◆ Work instructions
Go through the data and copy every line exactly, but not the images.

===============

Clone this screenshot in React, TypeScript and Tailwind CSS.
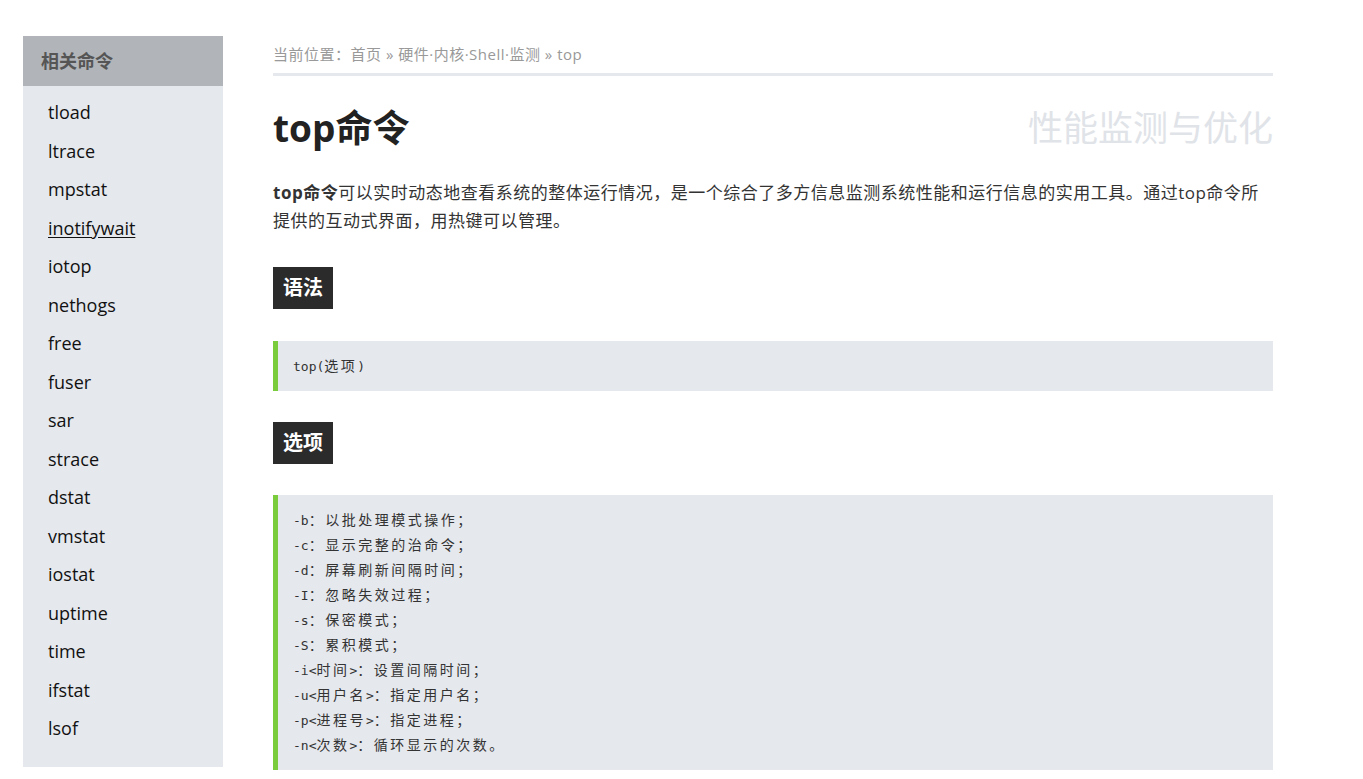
const related = [
  'tload',
  'ltrace',
  'mpstat',
  'inotifywait',
  'iotop',
  'nethogs',
  'free',
  'fuser',
  'sar',
  'strace',
  'dstat',
  'vmstat',
  'iostat',
  'uptime',
  'time',
  'ifstat',
  'lsof',
];

const options = [
  '-b：以批处理模式操作；',
  '-c：显示完整的治命令；',
  '-d：屏幕刷新间隔时间；',
  '-I：忽略失效过程；',
  '-s：保密模式；',
  '-S：累积模式；',
  '-i<时间>：设置间隔时间；',
  '-u<用户名>：指定用户名；',
  '-p<进程号>：指定进程；',
  '-n<次数>：循环显示的次数。',
];

// wide glyphs in the code blocks take a double cell, so space them out
function CodeLine({ text }: { text: string }) {
  const parts = text.split(/([\u3000-\u9fff\uff00-\uffef]+)/);
  return (
    <div className="leading-[25px]">
      {parts.map((p, i) =>
        i % 2 === 1 ? (
          <span key={i} className="text-[14px] tracking-[2.5px]">
            {p}
          </span>
        ) : (
          <span key={i}>{p}</span>
        )
      )}
    </div>
  );
}

function SectionTitle({ children }: { children: string }) {
  return (
    <h2 className="inline-flex items-center h-[42px] px-[10px] bg-[#2b2b2b] text-white text-[20px] font-bold">
      {children}
    </h2>
  );
}

function CodeBlock({ lines }: { lines: string[] }) {
  return (
    <pre className="border-l-[5px] border-[#7acc3c] bg-[#e5e8ed] pl-[15px] py-[12.5px] text-[13px] text-[#333] font-['DejaVu_Sans_Mono','Noto_Sans_CJK_SC',monospace]">
      {lines.map((l) => (
        <CodeLine key={l} text={l} />
      ))}
    </pre>
  );
}

export default function App() {
  return (
    <div className="min-h-screen bg-white flex pl-[23px] pt-[36px] font-['Open_Sans','Noto_Sans_CJK_SC',sans-serif]">
      {/* Sidebar */}
      <aside className="w-[200px] shrink-0 self-start">
        <div className="h-[50px] bg-[#b1b4b8] pl-[18px] flex items-center text-[18px] font-bold text-[#555]">
          相关命令
        </div>
        <ul className="bg-[#e5e8ed] pt-[7px] pb-[19px]">
          {related.map((name) => (
            <li
              key={name}
              className={
                name === 'inotifywait'
                  ? 'pl-[25px] leading-[38.5px] text-[18px] text-[#111] underline underline-offset-2'
                  : 'pl-[25px] leading-[38.5px] text-[18px] text-[#111]'
              }
            >
              {name}
            </li>
          ))}
        </ul>
      </aside>

      {/* Main */}
      <main className="ml-[50px] w-[1000px] shrink-0">
        <div className="pt-[8px] pb-[9px] border-b-[3px] border-[#e5e8ed] text-[15px] tracking-[0.5px] leading-[20px] text-[#999]">
          当前位置：首页 » 硬件·内核·Shell·监测 » top
        </div>

        <div className="mt-[28px] flex items-center justify-between h-[48px]">
          <h1 className="text-[37px] font-bold text-[#222] leading-[48px]">top命令</h1>
          <span className="text-[35px] text-[#e0e3e8] leading-[48px]">性能监测与优化</span>
        </div>

        <p className="mt-[27px] text-[17px] tracking-[0.5px] leading-[28px] text-[#333]">
          <strong className="font-bold">top命令</strong>可以实时动态地查看系统的整体运行情况，是一个综合了多方信息监测系统性能和运行信息的实用工具。通过top命令所提供的互动式界面，用热键可以管理。
        </p>

        <div className="mt-[32px]">
          <SectionTitle>语法</SectionTitle>
        </div>
        <div className="mt-[32px]">
          <CodeBlock lines={['top(选项)']} />
        </div>

        <div className="mt-[31px]">
          <SectionTitle>选项</SectionTitle>
        </div>
        <div className="mt-[31px]">
          <CodeBlock lines={options} />
        </div>
      </main>
    </div>
  );
}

===============

◆ Worked solution
Clone this screenshot in React, TypeScript and Tailwind CSS.
const related = [
  'tload',
  'ltrace',
  'mpstat',
  'inotifywait',
  'iotop',
  'nethogs',
  'free',
  'fuser',
  'sar',
  'strace',
  'dstat',
  'vmstat',
  'iostat',
  'uptime',
  'time',
  'ifstat',
  'lsof',
];

const options = [
  '-b：以批处理模式操作；',
  '-c：显示完整的治命令；',
  '-d：屏幕刷新间隔时间；',
  '-I：忽略失效过程；',
  '-s：保密模式；',
  '-S：累积模式；',
  '-i<时间>：设置间隔时间；',
  '-u<用户名>：指定用户名；',
  '-p<进程号>：指定进程；',
  '-n<次数>：循环显示的次数。',
];

// wide glyphs in the code blocks take a double cell, so space them out
function CodeLine({ text }: { text: string }) {
  const parts = text.split(/([\u3000-\u9fff\uff00-\uffef]+)/);
  return (
    <div className="leading-[25px]">
      {parts.map((p, i) =>
        i % 2 === 1 ? (
          <span key={i} className="text-[14px] tracking-[2.5px]">
            {p}
          </span>
        ) : (
          <span key={i}>{p}</span>
        )
      )}
    </div>
  );
}

function SectionTitle({ children }: { children: string }) {
  return (
    <h2 className="inline-flex items-center h-[42px] px-[10px] bg-[#2b2b2b] text-white text-[20px] font-bold">
      {children}
    </h2>
  );
}

function CodeBlock({ lines }: { lines: string[] }) {
  return (
    <pre className="border-l-[5px] border-[#7acc3c] bg-[#e5e8ed] pl-[15px] py-[12.5px] text-[13px] text-[#333] font-['DejaVu_Sans_Mono','Noto_Sans_CJK_SC',monospace]">
      {lines.map((l) => (
        <CodeLine key={l} text={l} />
      ))}
    </pre>
  );
}

export default function App() {
  return (
    <div className="min-h-screen bg-white flex pl-[23px] pt-[36px] font-['Open_Sans','Noto_Sans_CJK_SC',sans-serif]">
      {/* Sidebar */}
      <aside className="w-[200px] shrink-0 self-start">
        <div className="h-[50px] bg-[#b1b4b8] pl-[18px] flex items-center text-[18px] font-bold text-[#555]">
          相关命令
        </div>
        <ul className="bg-[#e5e8ed] pt-[7px] pb-[19px]">
          {related.map((name) => (
            <li
              key={name}
              className={
                name === 'inotifywait'
                  ? 'pl-[25px] leading-[38.5px] text-[18px] text-[#111] underline underline-offset-2'
                  : 'pl-[25px] leading-[38.5px] text-[18px] text-[#111]'
              }
            >
              {name}
            </li>
          ))}
        </ul>
      </aside>

      {/* Main */}
      <main className="ml-[50px] w-[1000px] shrink-0">
        <div className="pt-[8px] pb-[9px] border-b-[3px] border-[#e5e8ed] text-[15px] tracking-[0.5px] leading-[20px] text-[#999]">
          当前位置：首页 » 硬件·内核·Shell·监测 » top
        </div>

        <div className="mt-[28px] flex items-center justify-between h-[48px]">
          <h1 className="text-[37px] font-bold text-[#222] leading-[48px]">top命令</h1>
          <span className="text-[35px] text-[#e0e3e8] leading-[48px]">性能监测与优化</span>
        </div>

        <p className="mt-[27px] text-[17px] tracking-[0.5px] leading-[28px] text-[#333]">
          <strong className="font-bold">top命令</strong>可以实时动态地查看系统的整体运行情况，是一个综合了多方信息监测系统性能和运行信息的实用工具。通过top命令所提供的互动式界面，用热键可以管理。
        </p>

        <div className="mt-[32px]">
          <SectionTitle>语法</SectionTitle>
        </div>
        <div className="mt-[32px]">
          <CodeBlock lines={['top(选项)']} />
        </div>

        <div className="mt-[31px]">
          <SectionTitle>选项</SectionTitle>
        </div>
        <div className="mt-[31px]">
          <CodeBlock lines={options} />
        </div>
      </main>
    </div>
  );
}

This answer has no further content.